Pero el verdadero monstruo de Annette es el propio film, un largometraje expresamente excesivo e incómodo, indigesto e irregular, pero de una osadía indiscutible. Annette no es una película perfecta porque no lo ha de ser. Tiene que ser necesariamente como es, barroca y contrahecha, operística y artesanal: algunas de las secuencias clave se producen en un bosque artificial digno de un decorado de Méliès o en un mar proyectado sobre el fondo del decorado prescindiendo de las nociones de escala y perspectiva, como en uno de esos efectos ópticos evidentes del cine de Guy Maddin. Carax no quiere hacernos sentir cómodos a los espectadores sino todo lo contrario, prefiere enfrentarnos a una experiencia extrema para que nosotros mismos cuestionemos lo adecuado de nuestro escrutinio. Annette no está llamada a ser una de nuestras películas favoritas pero sí a ser recordada recurrentemente, a generar muchas reflexiones y discusiones.
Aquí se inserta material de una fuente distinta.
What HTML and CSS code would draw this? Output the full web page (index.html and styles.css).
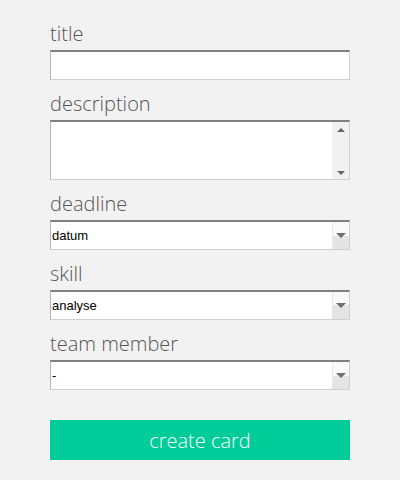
FILE: index.html
```html
<!DOCTYPE html>
<html>
<head>
<meta charset="utf-8">
<link rel="stylesheet" href="styles.css">
</head>
<body>
<form class="card-form">
  <label class="field-label" for="title">title</label>
  <input class="field-input" id="title" type="text">

  <label class="field-label" for="desc">description</label>
  <div class="field-input area-wrap">
    <textarea class="area" id="desc"></textarea>
    <div class="scrollbar">
      <span class="tri tri-up"></span>
      <span class="tri tri-down"></span>
    </div>
  </div>

  <label class="field-label">deadline</label>
  <div class="field-input select-wrap">
    <span class="select-value">datum</span>
    <span class="select-btn"><span class="tri tri-down"></span></span>
  </div>

  <label class="field-label">skill</label>
  <div class="field-input select-wrap">
    <span class="select-value">analyse</span>
    <span class="select-btn"><span class="tri tri-down"></span></span>
  </div>

  <label class="field-label">team member</label>
  <div class="field-input select-wrap">
    <span class="select-value">-</span>
    <span class="select-btn"><span class="tri tri-down"></span></span>
  </div>

  <button class="submit" type="button">create card</button>
</form>
</body>
</html>
```
FILE: styles.css
```css
html, body {
  margin: 0;
  padding: 0;
  background: #f2f2f2;
}
body {
  width: 400px;
  height: 480px;
  font-family: "Open Sans", "Liberation Sans", sans-serif;
}
.card-form {
  display: flex;
  flex-direction: column;
  width: 300px;
  margin: 0 auto;
  padding-top: 20px;
}
.field-label {
  display: block;
  height: 30px;
  line-height: 28px;
  font-size: 20px;
  font-weight: 300;
  color: #555;
}
.field-input {
  box-sizing: border-box;
  height: 30px;
  width: 300px;
  margin: 0 0 10px 0;
  padding: 0;
  background: #fff;
  border-style: solid;
  border-width: 2px 1px 1px 1px;
  border-color: #7f7f7f #d0d0d0 #d0d0d0 #b4b4b4;
  outline: none;
}
.area-wrap {
  height: 60px;
  display: flex;
}
.area {
  flex: 1;
  border: 0;
  resize: none;
  outline: none;
  background: #fff;
  margin: 0;
}
.scrollbar {
  width: 17px;
  background: #f1f1f1;
  display: flex;
  flex-direction: column;
  justify-content: space-between;
  align-items: center;
  padding: 6px 0 4px;
}
.tri {
  width: 0;
  height: 0;
  border-left: 4px solid transparent;
  border-right: 4px solid transparent;
}
.tri-up {
  border-bottom: 4px solid #666;
}
.tri-down {
  border-top: 4px solid #666;
}
.select-wrap {
  display: flex;
  align-items: center;
}
.select-value {
  flex: 1;
  font-family: "Liberation Sans", Arial, sans-serif;
  font-size: 13px;
  color: #000;
  padding-left: 1px;
}
.select-btn {
  align-self: stretch;
  width: 16px;
  display: flex;
  align-items: center;
  justify-content: center;
  background: linear-gradient(#f9f9f9 0%, #f9f9f9 50%, #e4e4e4 50%, #e4e4e4 100%);
  border-left: 1px solid #e8e8e8;
}
.select-btn .tri-down {
  border-left-width: 5px;
  border-right-width: 5px;
  border-top-width: 5px;
  border-top-color: #6f6f6f;
}
.submit {
  margin-top: 20px;
  height: 40px;
  width: 300px;
  border: 0;
  background: #00cc99;
  color: #fff;
  font-family: "Open Sans", "Liberation Sans", sans-serif;
  font-weight: 300;
  font-size: 20px;
  padding: 0;
}
```
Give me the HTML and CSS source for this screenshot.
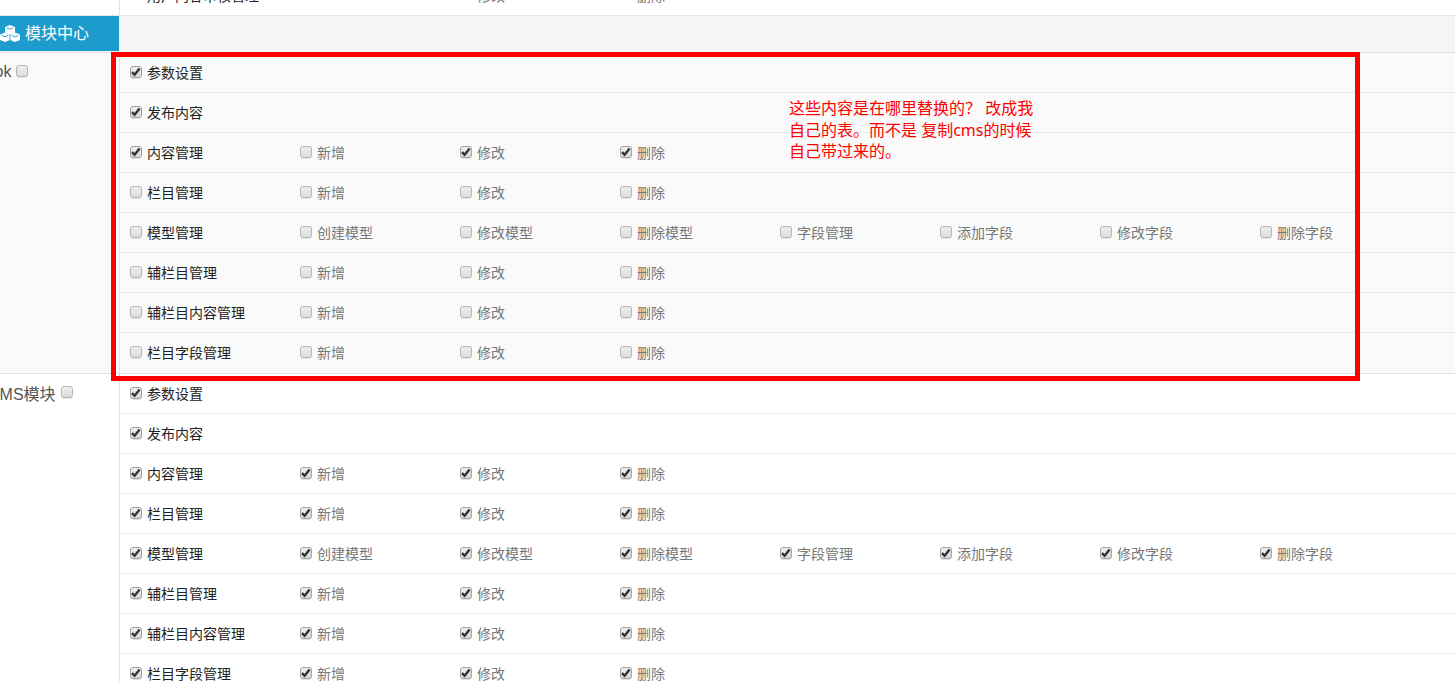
FILE: index.html
```html
<!DOCTYPE html>
<html lang="zh-CN">
<head>
<meta charset="utf-8">
<title>模块中心</title>
<link rel="stylesheet" href="styles.css">
</head>
<body>
<div class="page">
  <section class="group top-group">
    <div class="side"></div>
    <div class="rows">
      <div class="row">
        <label class="cell main"><input type="checkbox">用户内容审核管理</label><span class="cell"></span><label class="cell"><input type="checkbox">修改</label><label class="cell"><input type="checkbox">删除</label>
      </div>
    </div>
  </section>
  <header class="module-head">
    <div class="module-title">
      <svg class="cubes" viewBox="0 0 20 17" aria-hidden="true">
        <g fill="#fff">
          <path d="M10 0l5 2v5.4L10 9.4 5 7.4V2z"/>
          <path d="M5 7.6l5 2V15l-5 2-5-2V9.6z"/>
          <path d="M15 7.6l5 2V15l-5 2-5-2V9.6z"/>
        </g>
        <g fill="none" stroke="#1e9bcd" stroke-width=".9">
          <path d="M6.6 2.8L10 4.2l3.4-1.4"/>
          <path d="M1.6 10.4L5 11.8l3.4-1.4"/>
          <path d="M11.6 10.4l3.4 1.4 3.4-1.4"/>
          <path d="M10 9.4V15"/>
        </g>
      </svg>
      <span>模块中心</span>
    </div>
  </header>

  <section class="group hover-group">
    <div class="side"><label class="side-label book-label">Book<input type="checkbox"></label></div>
    <div class="rows">
      <div class="row"><label class="cell main"><input type="checkbox" checked>参数设置</label></div>
      <div class="row"><label class="cell main"><input type="checkbox" checked>发布内容</label></div>
      <div class="row">
        <label class="cell main"><input type="checkbox" checked>内容管理</label>
        <label class="cell"><input type="checkbox">新增</label>
        <label class="cell"><input type="checkbox" checked>修改</label>
        <label class="cell"><input type="checkbox" checked>删除</label>
      </div>
      <div class="row">
        <label class="cell main"><input type="checkbox">栏目管理</label>
        <label class="cell"><input type="checkbox">新增</label>
        <label class="cell"><input type="checkbox">修改</label>
        <label class="cell"><input type="checkbox">删除</label>
      </div>
      <div class="row">
        <label class="cell main"><input type="checkbox">模型管理</label>
        <label class="cell"><input type="checkbox">创建模型</label>
        <label class="cell"><input type="checkbox">修改模型</label>
        <label class="cell"><input type="checkbox">删除模型</label>
        <label class="cell"><input type="checkbox">字段管理</label>
        <label class="cell"><input type="checkbox">添加字段</label>
        <label class="cell"><input type="checkbox">修改字段</label>
        <label class="cell"><input type="checkbox">删除字段</label>
      </div>
      <div class="row">
        <label class="cell main"><input type="checkbox">辅栏目管理</label>
        <label class="cell"><input type="checkbox">新增</label>
        <label class="cell"><input type="checkbox">修改</label>
        <label class="cell"><input type="checkbox">删除</label>
      </div>
      <div class="row">
        <label class="cell main"><input type="checkbox">辅栏目内容管理</label>
        <label class="cell"><input type="checkbox">新增</label>
        <label class="cell"><input type="checkbox">修改</label>
        <label class="cell"><input type="checkbox">删除</label>
      </div>
      <div class="row">
        <label class="cell main"><input type="checkbox">栏目字段管理</label>
        <label class="cell"><input type="checkbox">新增</label>
        <label class="cell"><input type="checkbox">修改</label>
        <label class="cell"><input type="checkbox">删除</label>
      </div>
    </div>
  </section>

  <section class="group">
    <div class="side"><label class="side-label cms-label">CMS模块<input type="checkbox"></label></div>
    <div class="rows">
      <div class="row"><label class="cell main"><input type="checkbox" checked>参数设置</label></div>
      <div class="row"><label class="cell main"><input type="checkbox" checked>发布内容</label></div>
      <div class="row">
        <label class="cell main"><input type="checkbox" checked>内容管理</label>
        <label class="cell"><input type="checkbox" checked>新增</label>
        <label class="cell"><input type="checkbox" checked>修改</label>
        <label class="cell"><input type="checkbox" checked>删除</label>
      </div>
      <div class="row">
        <label class="cell main"><input type="checkbox" checked>栏目管理</label>
        <label class="cell"><input type="checkbox" checked>新增</label>
        <label class="cell"><input type="checkbox" checked>修改</label>
        <label class="cell"><input type="checkbox" checked>删除</label>
      </div>
      <div class="row">
        <label class="cell main"><input type="checkbox" checked>模型管理</label>
        <label class="cell"><input type="checkbox" checked>创建模型</label>
        <label class="cell"><input type="checkbox" checked>修改模型</label>
        <label class="cell"><input type="checkbox" checked>删除模型</label>
        <label class="cell"><input type="checkbox" checked>字段管理</label>
        <label class="cell"><input type="checkbox" checked>添加字段</label>
        <label class="cell"><input type="checkbox" checked>修改字段</label>
        <label class="cell"><input type="checkbox" checked>删除字段</label>
      </div>
      <div class="row">
        <label class="cell main"><input type="checkbox" checked>辅栏目管理</label>
        <label class="cell"><input type="checkbox" checked>新增</label>
        <label class="cell"><input type="checkbox" checked>修改</label>
        <label class="cell"><input type="checkbox" checked>删除</label>
      </div>
      <div class="row">
        <label class="cell main"><input type="checkbox" checked>辅栏目内容管理</label>
        <label class="cell"><input type="checkbox" checked>新增</label>
        <label class="cell"><input type="checkbox" checked>修改</label>
        <label class="cell"><input type="checkbox" checked>删除</label>
      </div>
      <div class="row">
        <label class="cell main"><input type="checkbox" checked>栏目字段管理</label>
        <label class="cell"><input type="checkbox" checked>新增</label>
        <label class="cell"><input type="checkbox" checked>修改</label>
        <label class="cell"><input type="checkbox" checked>删除</label>
      </div>
    </div>
  </section>
</div>

<div class="mark-box"></div>
<p class="mark-note">这些内容是在哪里替换的？ 改成我<br>自己的表。而不是 复制cms的时候<br>自己带过来的。</p>
</body>
</html>
```
FILE: styles.css
```css
html, body {
  margin: 0;
  height: 683px;
  overflow: hidden;
  background: #fff;
}

body {
  position: relative;
  font-family: "Liberation Sans", "Noto Sans CJK SC", sans-serif;
  font-size: 14px;
  color: #666;
}

/* The page is scrolled: a little of the left and top is off screen. */
.page {
  margin: -24px 0 0 -10px;
}

.group {
  display: flex;
  border-bottom: 1px dotted #ccc;
}

.side {
  flex: 0 0 129px;
  border-right: 1px dotted #ccc;
  box-sizing: content-box;
}

.side-label {
  display: flex;
  align-items: center;
  height: 37px;
  padding-bottom: 2px;
  white-space: nowrap;
  font-size: 16px;
  color: #555;
}

.book-label {
  margin-left: -15px;
}

.cms-label {
  margin-left: -2px;
}

.rows {
  flex: 1;
}

.row {
  display: grid;
  grid-template-columns: 170px repeat(7, 160px);
  align-items: center;
  height: 39px;
  padding-left: 10px;
  border-bottom: 1px dotted #ddd;
}

.row:last-child {
  height: 40px;
  border-bottom: 0;
}

.top-group .row:last-child {
  height: 39px;
}

.cell {
  display: flex;
  align-items: center;
  padding-bottom: 2px;
  white-space: nowrap;
  color: #777;
}

.main {
  color: #222;
}

.hover-group {
  background: #fafafa;
}

.module-head {
  display: flex;
  height: 36px;
  background: #f5f5f5;
  border-bottom: 1px dotted #ccc;
  box-sizing: content-box;
}

.module-title {
  display: flex;
  align-items: center;
  gap: 5px;
  width: 129px;
  height: 35px;
  padding: 0 0 3px 10px;
  box-sizing: border-box;
  background: #1e9bcd;
  color: #fff;
  font-size: 16px;
}

.cubes {
  width: 20px;
  height: 17px;
  flex: none;
  margin-top: 2px;
}

input[type="checkbox"] {
  appearance: none;
  width: 12px;
  height: 12px;
  margin: 0 5px 0 0;
  flex: none;
  box-sizing: border-box;
  border: 1px solid #b5b5b5;
  border-radius: 3px;
  background: linear-gradient(#efefef, #dcdcdc);
  box-shadow: 0 1px 0 #e6e6e6;
}

input[type="checkbox"]:checked {
  border-color: #a0a0a0;
  background:
    url("data:image/svg+xml,%3Csvg xmlns='http://www.w3.org/2000/svg' viewBox='0 0 12 12'%3E%3Cpath d='M2 6.2l2.6 2.6L9.6 2.6' fill='none' stroke='%23333' stroke-width='2.4'/%3E%3C/svg%3E") center/12px 12px no-repeat,
    linear-gradient(#efefef, #d8d8d8);
}

.top-group input[type="checkbox"] {
  margin-bottom: 6px;
}

.side-label input[type="checkbox"] {
  margin: -2px 0 0 5px;
}

.mark-box {
  position: absolute;
  left: 111px;
  top: 52px;
  width: 1249px;
  height: 329px;
  box-sizing: border-box;
  border: 5px solid #f00;
}

.mark-note {
  position: absolute;
  left: 789px;
  top: 98px;
  margin: 0;
  font-family: "Noto Sans", "Noto Sans CJK SC", sans-serif;
  font-size: 16px;
  line-height: 21.5px;
  white-space: nowrap;
  color: #f00;
}
```
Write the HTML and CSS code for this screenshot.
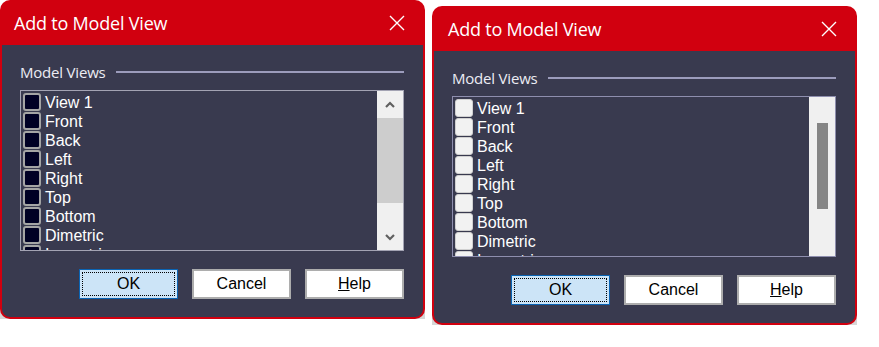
FILE: index.html
```html
<!DOCTYPE html>
<html lang="en">
<head>
    <meta charset="UTF-8">
    <meta name="viewport" content="width=device-width, initial-scale=1.0">
    <title>Add to Model View</title>
    <link rel="stylesheet" href="styles.css">
</head>
<body>
    <div class="screen">

        <!-- Classic theme dialog -->
        <div class="window window-classic">
            <div class="dialog">
                <div class="titlebar">
                    <span class="title">Add to Model View</span>
                    <svg class="close" width="16" height="16" viewBox="0 0 16 16">
                        <path d="M1 1 L15 15 M15 1 L1 15" stroke="#fff" stroke-width="1.4" fill="none"/>
                    </svg>
                </div>
                <div class="content">
                    <div class="group-header">
                        <span class="group-label">Model Views</span>
                        <span class="rule"></span>
                    </div>
                    <div class="listbox">
                        <ul class="items">
                            <li><span class="check"></span><span class="item-text">View 1</span></li>
                            <li><span class="check"></span><span class="item-text">Front</span></li>
                            <li><span class="check"></span><span class="item-text">Back</span></li>
                            <li><span class="check"></span><span class="item-text">Left</span></li>
                            <li><span class="check"></span><span class="item-text">Right</span></li>
                            <li><span class="check"></span><span class="item-text">Top</span></li>
                            <li><span class="check"></span><span class="item-text">Bottom</span></li>
                            <li><span class="check"></span><span class="item-text">Dimetric</span></li>
                            <li><span class="check"></span><span class="item-text">Isometric</span></li>
                            <li><span class="check"></span><span class="item-text">Trimetric</span></li>
                        </ul>
                        <div class="scrollbar">
                            <div class="arrow">
                                <svg width="10" height="8" viewBox="0 0 10 8">
                                    <path d="M1 6 L5 2 L9 6" stroke="#606060" stroke-width="2.2" fill="none"/>
                                </svg>
                            </div>
                            <div class="thumb"></div>
                            <div class="track"></div>
                            <div class="arrow">
                                <svg width="10" height="8" viewBox="0 0 10 8">
                                    <path d="M1 2 L5 6 L9 2" stroke="#606060" stroke-width="2.2" fill="none"/>
                                </svg>
                            </div>
                        </div>
                    </div>
                    <div class="buttons">
                        <button class="btn btn-default"><span class="focus">OK</span></button>
                        <button class="btn">Cancel</button>
                        <button class="btn"><span class="u">H</span>elp</button>
                    </div>
                </div>
            </div>
        </div>

        <!-- Modern theme dialog -->
        <div class="window window-modern">
            <div class="dialog">
                <div class="titlebar">
                    <span class="title">Add to Model View</span>
                    <svg class="close" width="16" height="16" viewBox="0 0 16 16">
                        <path d="M1 1 L15 15 M15 1 L1 15" stroke="#fff" stroke-width="1.4" fill="none"/>
                    </svg>
                </div>
                <div class="content">
                    <div class="group-header">
                        <span class="group-label">Model Views</span>
                        <span class="rule"></span>
                    </div>
                    <div class="listbox">
                        <ul class="items">
                            <li><span class="check"></span><span class="item-text">View 1</span></li>
                            <li><span class="check"></span><span class="item-text">Front</span></li>
                            <li><span class="check"></span><span class="item-text">Back</span></li>
                            <li><span class="check"></span><span class="item-text">Left</span></li>
                            <li><span class="check"></span><span class="item-text">Right</span></li>
                            <li><span class="check"></span><span class="item-text">Top</span></li>
                            <li><span class="check"></span><span class="item-text">Bottom</span></li>
                            <li><span class="check"></span><span class="item-text">Dimetric</span></li>
                            <li><span class="check"></span><span class="item-text">Isometric</span></li>
                            <li><span class="check"></span><span class="item-text">Trimetric</span></li>
                        </ul>
                        <div class="scrollbar">
                            <div class="thumb"></div>
                        </div>
                    </div>
                    <div class="buttons">
                        <button class="btn btn-default"><span class="focus">OK</span></button>
                        <button class="btn">Cancel</button>
                        <button class="btn"><span class="u">H</span>elp</button>
                    </div>
                </div>
            </div>
        </div>

    </div>
</body>
</html>
```

FILE: styles.css
```css
body {
    margin: 0;
    padding: 0;
    background-color: #fff;
    font-family: "Liberation Sans", Arial, sans-serif;
}

.screen {
    display: flex;
    align-items: flex-start;
    gap: 7px;
}

/* Window frame */
.window {
    width: 425px;
    background: linear-gradient(to bottom, transparent calc(100% - 12px), #d6d6d6 calc(100% - 12px));
}

.window-modern {
    margin-top: 6px;
}

.dialog {
    border-radius: 10px;
    overflow: hidden;
    background-color: #d1000f;
}

.titlebar {
    height: 45px;
    display: flex;
    align-items: center;
    justify-content: space-between;
    padding: 0 20px 0 14px;
}

.window-modern .titlebar {
    padding-left: 16px;
}

.title {
    color: #fff;
    font-family: "Open Sans", "Noto Sans", sans-serif;
    font-size: 18px;
    letter-spacing: -0.2px;
}

.close {
    display: block;
}

/* Body */
.content {
    background-color: #393a4f;
    margin: 0 2px 2px 2px;
    border-radius: 0 0 8px 8px;
    padding: 18px 19px 18px 18px;
}

.group-header {
    display: flex;
    align-items: center;
    height: 17px;
}

.group-label {
    color: #ececf4;
    font-family: "Open Sans", "Noto Sans", sans-serif;
    font-size: 15px;
    letter-spacing: -0.2px;
}

.rule {
    flex: 1;
    height: 2px;
    margin-left: 10px;
    background-color: #9c9cbc;
}

/* List box */
.listbox {
    margin-top: 10px;
    height: 161px;
    box-sizing: border-box;
    border: 1px solid #8e8eae;
    display: flex;
}

.window-classic .listbox {
    border-color: #a3a3b3;
}

.items {
    list-style-type: none;
    margin: 0;
    padding: 1px 0 0 2px;
    flex: 1;
    overflow: hidden;
}

.items li {
    display: flex;
    align-items: center;
    height: 19px;
}

.check {
    width: 18px;
    height: 18px;
    box-sizing: border-box;
    border-radius: 3px;
    margin-right: 4px;
    flex-shrink: 0;
}

.window-classic .check {
    background-color: #000024;
    border: 2px solid #a4a4a4;
}

.window-modern .check {
    background-color: #f2f2f2;
    border: 1px solid #d0d0d0;
}

.item-text {
    color: #fff;
    font-size: 16px;
    line-height: 19px;
    padding-top: 2px;
}

/* Scrollbar */
.scrollbar {
    width: 26px;
    background-color: #f0f0f0;
    display: flex;
    flex-direction: column;
}

.window-classic .arrow {
    height: 27px;
    display: flex;
    align-items: center;
    justify-content: center;
}

.window-classic .thumb {
    height: 85px;
    background-color: #cdcdcd;
}

.window-classic .track {
    flex: 1;
}

.window-modern .scrollbar {
    align-items: center;
    padding-top: 26px;
}

.window-modern .thumb {
    width: 11px;
    height: 86px;
    background-color: #858585;
}

/* Buttons */
.buttons {
    display: flex;
    justify-content: flex-end;
    gap: 14px;
    margin-top: 18px;
}

.btn {
    width: 99px;
    height: 30px;
    padding: 0;
    background-color: #fff;
    border: 2px solid #adadad;
    font-family: "Liberation Sans", Arial, sans-serif;
    font-size: 16px;
    color: #000;
}

.btn-default {
    background-color: #cce4f7;
    border: 1px solid #0a64b4;
    padding: 2px;
}

.focus {
    display: flex;
    align-items: center;
    justify-content: center;
    height: 100%;
    box-sizing: border-box;
    border: 1px dotted #000;
}

.u {
    text-decoration: underline;
}
```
En definitiva, Annette es un film más pesimista y lúgubre que Holy Motors, donde Lavant y Piccoli se preguntaban, al final de su diálogo: ¿Y si la gente deja de mirar? Driver, en cambio, cierra Annette con un «stop watching me». Dejen de mirarme, nos dice el personaje -acaso también el cineasta- que, visiblemente hastiado por la fama y por la fiscalización de programas de cotilleo y redes sociales, parece sentir que seguir creando es como contentar al personal reanimando una y otra vez algo que murió devorado por las olas, o como explotar el canto de esa niña marioneta que no puede vivir con felicidad el don de su voz. Mientras que otros cineastas cruciales de nuestros días, como es el caso de Hong Sang-soo o Mariano Llinás, comparten con nosotros una feliz embriaguez al retorcer más y más las formas del relato y explorar así los límites del cine con renovado entusiasmo, Carax se suma por el contrario a voces como las de Tsai Ming-liang o Jean-Luc Godard que optan por expresar la melancolía -o «nostalgia sentimental», como dice Piccoli en Holy Motors– que acontece después del cine, cuando ya sólo queda hacer una larga exégesis, siempre en pretérito, a lo que fue el arte de Murnau y Renoir. No obstante, no es necesario insistir en que la muerte del cine ha sido siempre una apariencia y que, por tanto, incluso desde esa profunda melancolía que transmite Annette, la belleza del gesto puede recobrar todo su fulgor y una marioneta inanimada puede encarnarse finalmente en un ser de franca sonrisa y ojos brillantes.